A reader asks:

Do light goggles or light therapy glasses work?


Head-mounted light therapy devices have been around for many years, the first by the same investigators who developed light box therapy for seasonal affective disorder at the U.S. National Institute of Mental Health (NIMH). In a multicenter U.S./Canada clinical trial, patients with SAD improved no differently on bright, “active” light or dim “placebo” light. Over the years, several other university labs and lighting companies have designed and promoted head- or eyeglass-mounted devices, on the assumed advantage that users would prefer to move around while taking light therapy for depression, even with sessions of 30 minutes, as with 10,000 lux light therapy.
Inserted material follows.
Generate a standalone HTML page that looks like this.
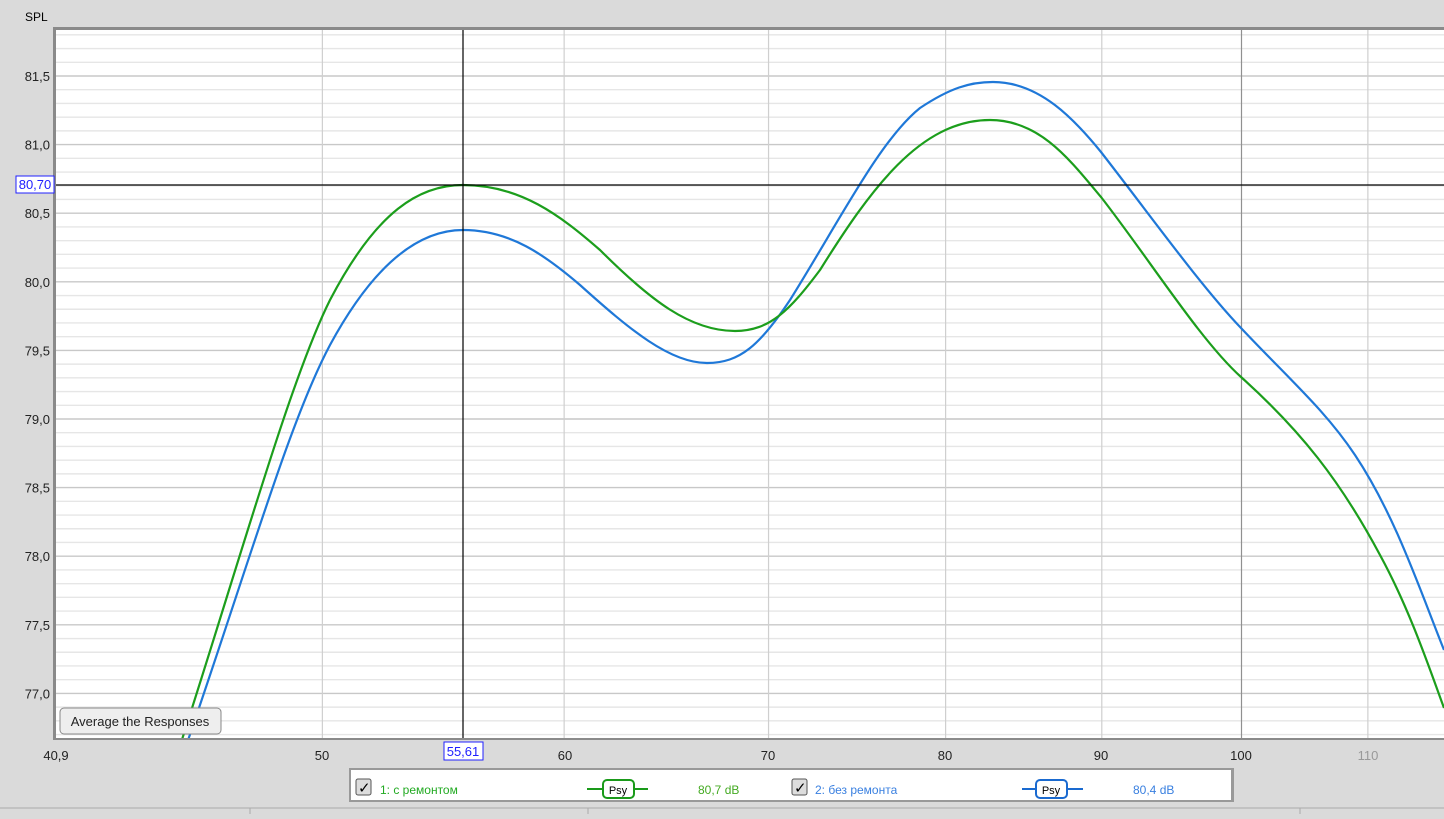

Other proposed uses have been for delayed sleep phase and jet lag, but there have been no clinical trials matching the rigorous model of the original NIMH study.

CET is waiting to see clear, positive results from multicenter, randomized, blinded, placebo-controlled trials, including ratings of tolerability for long-term use and comprehensive analysis of ophthalmologic and other physical side effects, before recommending any such device. It is important to recognize a potential downside to the ambulatory designs: The incident illumination is invariant with head movement, unlike the experience of outdoor illumination or light box therapy, and our eyes have evolved to receive stimulation under dynamically variable light exposure.